Milli takımı yıllardır izliyorum. Maçlara böyle galip başladığımız bir tablo görmedim. Finaller oynamış, şampiyonluklar kazanmış büyük takımlar gibi maçların hemen başında golümüzü atıyoruz.

Kenan şık vurdu ve öne geçtik. Rakibin kaptığı topları çok çabuk geri aldık. Orta alanda tek topları iyi oynadık. Burak, Kenan ve Hakan’la, Letonya kendi yarı sahasına yerleşemeden, önemli pozisyonlar yakaladık.

Her maçın kendi içindeki hikayesi farklıdır. Bu kez, fizik kondisyonu iyi ve ikili mücadelelerde sert bir takım vardı karşımızda. Caner’in, ahlar, vahlar arasında şutu direkten dönmeseydi diye düşünürken, Hakan nefis vurdu yine. Devre bitmeden rahatlamıştık, sanki. Bu durum, 2 dakika sürdü. Ani ataklara karşı hep dikkatliydik, ama Savajnieks’in golü ile tadımız kaçtı.

Letonya'nın pas opsiyonlarını kapatarak, çoğu anda onları kilitlemeyi başardık.

Ozan'dan bahsetmesem olmaz. Şenol Güneş ile bambaşka bir Ozan izliyorum. Kendine güvenen, kuvvetini çok akıllı kullanan, hırsı ile bu takımın oyun yapısında yeri çok ayrı, Ozan Tufan’ın.

Mert yılların sağ kanat savunması gibi çok iyi hücuma çıkıp, penaltıyı aldı. Burak ile 3. golü zamanında bulduk.
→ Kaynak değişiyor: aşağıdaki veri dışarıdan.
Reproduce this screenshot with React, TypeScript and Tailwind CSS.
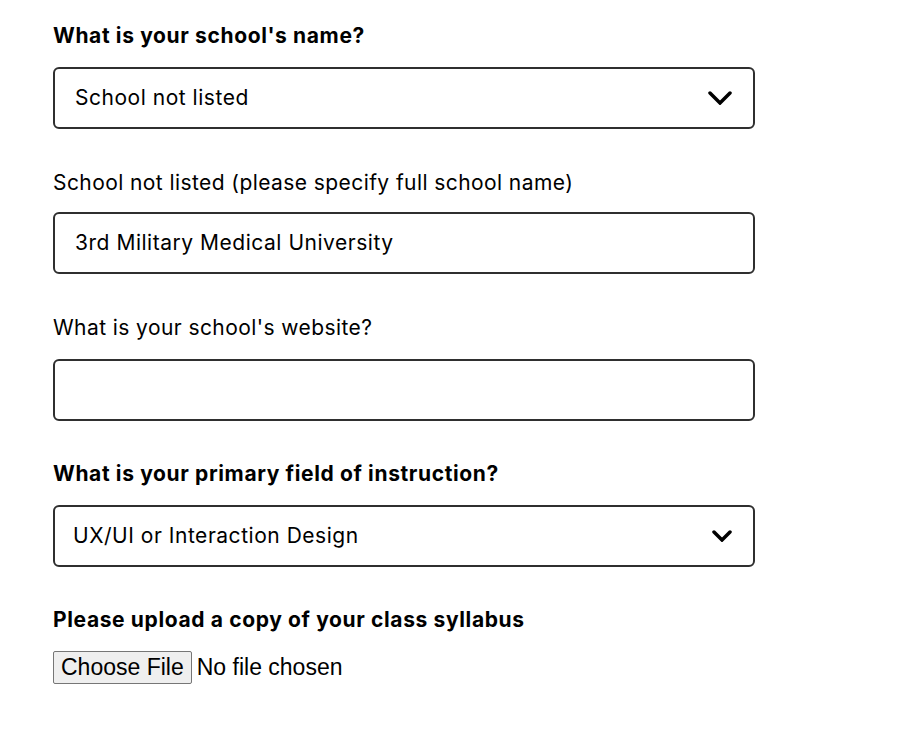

Letonya, savunmasını orta alana daha fazla yaklaştırıp, oyunu bizim yarı sahamıza yıkma planı yapmıştı, çünkü. Tutkal gibi takım Letonya. Çok yapışıyor.

Bu defa, net savunma hatası ile Uldiriks, takımının ikinci golünü attı.

Üçüncü maçını oynayan takımın, bazı anlarda, fizik olarak düşmesi gayet doğal. Doğal olmayan ise savunmada yaptığımız basit hatalarla, yine golü yememiz oldu.

Oyun yapısı anlamında ağırlığı fazla olmayan bir takımdan 3 gol yememiz şaşırtıcı. 2003 yılında bizi üzen Letonya kabusunu maalesef yine yaşadık.